**Recorded data**:
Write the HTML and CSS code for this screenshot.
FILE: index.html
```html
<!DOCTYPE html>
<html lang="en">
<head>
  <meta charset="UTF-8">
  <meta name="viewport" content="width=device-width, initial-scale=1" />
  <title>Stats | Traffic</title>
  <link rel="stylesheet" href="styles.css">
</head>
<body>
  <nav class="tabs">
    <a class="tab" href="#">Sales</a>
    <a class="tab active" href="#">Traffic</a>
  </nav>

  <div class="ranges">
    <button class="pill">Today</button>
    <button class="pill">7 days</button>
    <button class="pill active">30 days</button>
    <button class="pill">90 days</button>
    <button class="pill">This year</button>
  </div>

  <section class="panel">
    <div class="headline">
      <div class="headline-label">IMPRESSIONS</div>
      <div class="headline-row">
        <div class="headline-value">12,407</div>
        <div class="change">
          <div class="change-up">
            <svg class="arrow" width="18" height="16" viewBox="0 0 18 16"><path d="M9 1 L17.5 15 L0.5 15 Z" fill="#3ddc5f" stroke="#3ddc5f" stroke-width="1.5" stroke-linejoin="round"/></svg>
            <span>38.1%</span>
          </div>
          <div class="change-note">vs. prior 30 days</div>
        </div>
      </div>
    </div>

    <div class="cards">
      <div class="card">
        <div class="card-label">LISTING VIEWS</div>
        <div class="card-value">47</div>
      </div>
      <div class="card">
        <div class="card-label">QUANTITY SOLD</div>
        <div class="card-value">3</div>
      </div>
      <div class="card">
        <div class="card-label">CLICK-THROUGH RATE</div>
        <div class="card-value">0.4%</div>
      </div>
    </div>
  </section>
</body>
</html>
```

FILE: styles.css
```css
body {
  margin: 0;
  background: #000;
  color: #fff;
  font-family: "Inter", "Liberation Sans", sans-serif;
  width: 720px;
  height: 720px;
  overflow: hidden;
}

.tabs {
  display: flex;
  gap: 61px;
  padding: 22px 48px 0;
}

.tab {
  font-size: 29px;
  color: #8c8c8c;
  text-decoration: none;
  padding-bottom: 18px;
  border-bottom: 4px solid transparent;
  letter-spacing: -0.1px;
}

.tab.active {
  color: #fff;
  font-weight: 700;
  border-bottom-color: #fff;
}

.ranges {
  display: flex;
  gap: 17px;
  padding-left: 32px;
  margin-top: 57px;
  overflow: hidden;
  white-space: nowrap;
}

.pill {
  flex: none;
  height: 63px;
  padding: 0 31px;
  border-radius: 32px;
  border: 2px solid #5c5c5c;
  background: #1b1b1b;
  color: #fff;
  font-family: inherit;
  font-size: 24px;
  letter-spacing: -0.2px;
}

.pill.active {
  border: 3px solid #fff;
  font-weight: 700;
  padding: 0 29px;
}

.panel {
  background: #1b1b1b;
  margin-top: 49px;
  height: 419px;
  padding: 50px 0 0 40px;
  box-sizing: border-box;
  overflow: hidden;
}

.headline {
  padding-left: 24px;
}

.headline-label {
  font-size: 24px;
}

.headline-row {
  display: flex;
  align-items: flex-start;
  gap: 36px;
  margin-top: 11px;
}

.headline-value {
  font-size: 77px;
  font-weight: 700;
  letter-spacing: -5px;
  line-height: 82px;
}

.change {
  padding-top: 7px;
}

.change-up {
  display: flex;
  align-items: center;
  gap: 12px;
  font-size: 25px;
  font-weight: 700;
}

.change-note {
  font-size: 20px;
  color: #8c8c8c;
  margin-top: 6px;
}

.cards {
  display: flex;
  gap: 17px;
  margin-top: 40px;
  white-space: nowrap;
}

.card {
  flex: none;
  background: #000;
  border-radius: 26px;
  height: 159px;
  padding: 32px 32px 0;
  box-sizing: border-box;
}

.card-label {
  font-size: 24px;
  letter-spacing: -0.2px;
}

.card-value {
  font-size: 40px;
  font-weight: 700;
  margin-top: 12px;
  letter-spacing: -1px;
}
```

**Exercise description**:
Quote each line of the listing above exactly.

**Exercise answer**:
Write the HTML and CSS code for this screenshot.
FILE: index.html
```html
<!DOCTYPE html>
<html lang="en">
<head>
  <meta charset="UTF-8">
  <meta name="viewport" content="width=device-width, initial-scale=1" />
  <title>Stats | Traffic</title>
  <link rel="stylesheet" href="styles.css">
</head>
<body>
  <nav class="tabs">
    <a class="tab" href="#">Sales</a>
    <a class="tab active" href="#">Traffic</a>
  </nav>

  <div class="ranges">
    <button class="pill">Today</button>
    <button class="pill">7 days</button>
    <button class="pill active">30 days</button>
    <button class="pill">90 days</button>
    <button class="pill">This year</button>
  </div>

  <section class="panel">
    <div class="headline">
      <div class="headline-label">IMPRESSIONS</div>
      <div class="headline-row">
        <div class="headline-value">12,407</div>
        <div class="change">
          <div class="change-up">
            <svg class="arrow" width="18" height="16" viewBox="0 0 18 16"><path d="M9 1 L17.5 15 L0.5 15 Z" fill="#3ddc5f" stroke="#3ddc5f" stroke-width="1.5" stroke-linejoin="round"/></svg>
            <span>38.1%</span>
          </div>
          <div class="change-note">vs. prior 30 days</div>
        </div>
      </div>
    </div>

    <div class="cards">
      <div class="card">
        <div class="card-label">LISTING VIEWS</div>
        <div class="card-value">47</div>
      </div>
      <div class="card">
        <div class="card-label">QUANTITY SOLD</div>
        <div class="card-value">3</div>
      </div>
      <div class="card">
        <div class="card-label">CLICK-THROUGH RATE</div>
        <div class="card-value">0.4%</div>
      </div>
    </div>
  </section>
</body>
</html>
```

FILE: styles.css
```css
body {
  margin: 0;
  background: #000;
  color: #fff;
  font-family: "Inter", "Liberation Sans", sans-serif;
  width: 720px;
  height: 720px;
  overflow: hidden;
}

.tabs {
  display: flex;
  gap: 61px;
  padding: 22px 48px 0;
}

.tab {
  font-size: 29px;
  color: #8c8c8c;
  text-decoration: none;
  padding-bottom: 18px;
  border-bottom: 4px solid transparent;
  letter-spacing: -0.1px;
}

.tab.active {
  color: #fff;
  font-weight: 700;
  border-bottom-color: #fff;
}

.ranges {
  display: flex;
  gap: 17px;
  padding-left: 32px;
  margin-top: 57px;
  overflow: hidden;
  white-space: nowrap;
}

.pill {
  flex: none;
  height: 63px;
  padding: 0 31px;
  border-radius: 32px;
  border: 2px solid #5c5c5c;
  background: #1b1b1b;
  color: #fff;
  font-family: inherit;
  font-size: 24px;
  letter-spacing: -0.2px;
}

.pill.active {
  border: 3px solid #fff;
  font-weight: 700;
  padding: 0 29px;
}

.panel {
  background: #1b1b1b;
  margin-top: 49px;
  height: 419px;
  padding: 50px 0 0 40px;
  box-sizing: border-box;
  overflow: hidden;
}

.headline {
  padding-left: 24px;
}

.headline-label {
  font-size: 24px;
}

.headline-row {
  display: flex;
  align-items: flex-start;
  gap: 36px;
  margin-top: 11px;
}

.headline-value {
  font-size: 77px;
  font-weight: 700;
  letter-spacing: -5px;
  line-height: 82px;
}

.change {
  padding-top: 7px;
}

.change-up {
  display: flex;
  align-items: center;
  gap: 12px;
  font-size: 25px;
  font-weight: 700;
}

.change-note {
  font-size: 20px;
  color: #8c8c8c;
  margin-top: 6px;
}

.cards {
  display: flex;
  gap: 17px;
  margin-top: 40px;
  white-space: nowrap;
}

.card {
  flex: none;
  background: #000;
  border-radius: 26px;
  height: 159px;
  padding: 32px 32px 0;
  box-sizing: border-box;
}

.card-label {
  font-size: 24px;
  letter-spacing: -0.2px;
}

.card-value {
  font-size: 40px;
  font-weight: 700;
  margin-top: 12px;
  letter-spacing: -1px;
}
```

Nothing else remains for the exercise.